Going back to January 11, 2001, The ACRS issued a letter, Issues Associated With Industry-Developed Thermal-Hydraulics Codes. It is a lengthy tome with a very lengthy appendix.

http://www.nrc.gov/reading-rm/doc-collections/acrs/letters/2001/4781926.html

The appendix includes the following section; I am quoting only the heading and the last sentence:

4. Codes have evolved, but the development process is hard to trace.

This situation supports the need for the staff to have its own code and to maintain a clear record of why design choices were made in its development.

Now, the TRACE racket has been proceeding under various guises for decades. Fortunes have been cast to the winds, not only in the software extravaganzas, but in the vast array of American as well as international test programs. The connections and relevance of the test programs to TRACE is obscure at best. The most recent disclosure of a link between testing and TRACE is from Staudenmeier in his slide presentation to the ACRS Thermal-Hydraulics Phenomenon Subcommittee on February 15, 2005. Two slides follow:










The four test series in the slide above are a very small sample of the vast test programs that have been conducted, largely on the basis that they were needed for code development and proof testing. There is no mention of extensive LOFT and SPERT projects that were conducted decades ago at the presently named Idaho National Laboratory. This 2005 transcript may be viewed at:

http://www.nrc.gov/reading-rm/doc-collections/acrs/tr/subcommittee/2005/th021505.pdf

There is no mention of the "... more than 50 tests ..." that are discussed in my entry of February 20, 2007. Returning to that matter, here are some extractions from the NRC Memo that predates the Staudenmaier slide show by almost one year.

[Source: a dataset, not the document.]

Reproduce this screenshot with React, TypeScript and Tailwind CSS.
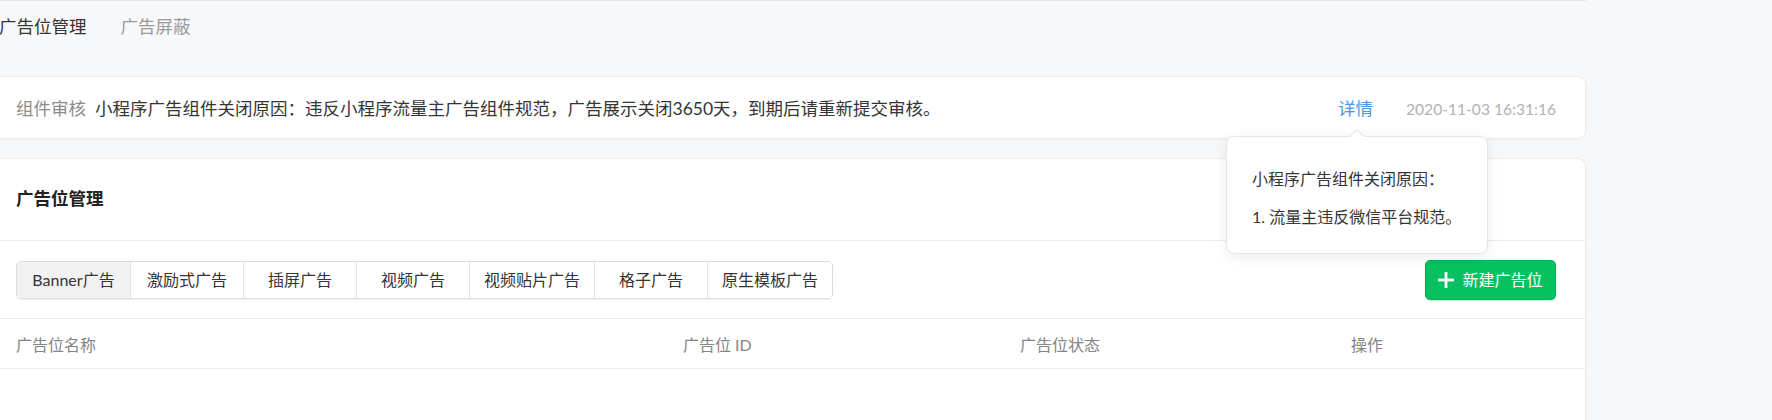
import React from "react";

const adTypes = ["Banner广告", "激励式广告", "插屏广告", "视频广告", "视频贴片广告", "格子广告", "原生模板广告"];

const PlusIcon = () => (
  <svg width="16" height="16" viewBox="0 0 16 16" fill="#fff">
    <rect x="6.6" y="0" width="2.8" height="16" />
    <rect x="0" y="6.6" width="16" height="2.8" />
  </svg>
);

export default function App() {
  return (
    <div className="min-h-[420px] w-[1772px] overflow-hidden bg-[#f7f8fa] font-['Lato','Noto_Sans_CJK_SC',sans-serif]">
      <div className="-ml-[14px] w-[1600px] border-t border-[#e6e7ea]">
        {/* top tabs */}
        <div className="flex h-[75px] items-start gap-[34px] pl-[13px] pt-[15px] text-[17.5px] leading-[22px]">
          <span className="text-[#353535]">广告位管理</span>
          <span className="text-[#9b9b9b]">广告屏蔽</span>
        </div>

        {/* review notice */}
        <div className="relative z-10 flex h-[63px] items-center rounded-[8px] border border-[#ececec] bg-white px-[29px] pt-[2px] text-[17.5px] leading-[24px] shadow-[0_1px_3px_rgba(0,0,0,0.04)]">
          <span className="text-[#8c8c8c]">组件审核</span>
          <span className="ml-[9px] text-[#353535]">
            小程序广告组件关闭原因：违反小程序流量主广告组件规范，广告展示关闭3650天，到期后请重新提交审核。
          </span>
          <span className="ml-auto text-[#4b95ea]">详情</span>
          <span className="ml-[33px] text-[15.6px] text-[#b2b2b2]">2020-11-03 16:31:16</span>

          {/* popover */}
          <div className="absolute right-[97px] top-[59px] h-[118px] w-[262px] rounded-[8px] border border-[#e6e6e6] bg-white px-[25px] pt-[30px] text-[16px] leading-[24px] text-[#353535] shadow-[0_3px_14px_rgba(0,0,0,0.08)]">
            <div className="absolute -top-[6px] left-[125px] h-[10px] w-[10px] rotate-45 border-l border-t border-[#e6e6e6] bg-white" />
            <p>小程序广告组件关闭原因：</p>
            <p className="mt-[14px]">1. 流量主违反微信平台规范。</p>
          </div>
        </div>

        {/* ad slot management */}
        <div className="mt-[19px] flex flex-col rounded-t-[8px] border border-b-0 border-[#ececec] bg-white shadow-[0_1px_3px_rgba(0,0,0,0.04)]">
          <div className="flex h-[82px] items-center border-b border-[#ededed] px-[29px] text-[17.5px] font-bold text-[#222]">
            广告位管理
          </div>

          <div className="flex h-[78px] items-center justify-between border-b border-[#ededed] px-[29px]">
            <div className="flex h-[38px] overflow-hidden rounded-[5px] border border-[#dcdcdc] shadow-[0_1px_1px_rgba(0,0,0,0.05)]">
              {adTypes.map((t, i) => (
                <button
                  key={t}
                  className={
                    "flex min-w-[113px] items-center justify-center px-[14px] text-[16px] text-[#353535] " +
                    (i === 0 ? "bg-[#f2f2f2]" : "border-l border-[#e3e3e3] bg-white")
                  }
                >
                  {t}
                </button>
              ))}
            </div>

            <button className="flex h-[40px] w-[131px] items-center justify-center gap-[8px] rounded-[5px] border border-[#06ad56] bg-[#07c160] text-[16px] text-white shadow-[0_1px_2px_rgba(7,193,96,0.25)]">
              <PlusIcon />
              新建广告位
            </button>
          </div>

          <div className="grid h-[50px] grid-cols-[667px_337px_331px_1fr] items-center border-b border-[#ededed] px-[29px] pt-[3px] text-[16px] text-[#858585]">
            <span>广告位名称</span>
            <span>广告位 ID</span>
            <span>广告位状态</span>
            <span>操作</span>
          </div>

          <div className="h-[60px]" />
        </div>
      </div>
    </div>
  );
}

Memo to Matthews/Black-Technical Safety Analysis of PRM-50-76, A Petition for Rulemaking to Amend Appendix K to 10 CFR Part 50 and Regulatory Guide 1.157 - ML041210109. 18 pages
April 29, 2004
Mr. Leyse states that:
“Petitioner is aware that more experiments with Zircaloy cladding have not been conducted on the scale necessary to . . . overcome the impression left from run 9573.”

In the above Memo, the NRC responded to its quote of Leyse as follows:

In the early 1980's, the NRC through Pacific Northwest Laboratories (PNL) contracted with National Research Universal (NRU) at Chalk River, Ontario, Canada to run a series of LOCA tests in the NRU reactor. More than 50 tests were conducted to evaluate the thermal-hydraulic and mechanical deformation behavior of a full length 32-rod nuclear bundle during the heatup, reflood and quench phases of a large break LOCA. Two tests were initially selected (References 17 and 18) for COBRA/TRAC (Reference 19) simulation to assess the applicability of that code. The NRC is reviewing the data from this program to determine the value of using it to assess the current generation of codes such as TRAC-M (Reference 20), now renamed TRACE.

The full ACRS meets March 8, 9 and 10, 2007 and will include the preparation of several ACRS reports in open sessions. One of the reports is "TRACE Thermal-Hydraulic Analysis Code." It will be interesting to find out what ACRS thinks about this chaotic situation.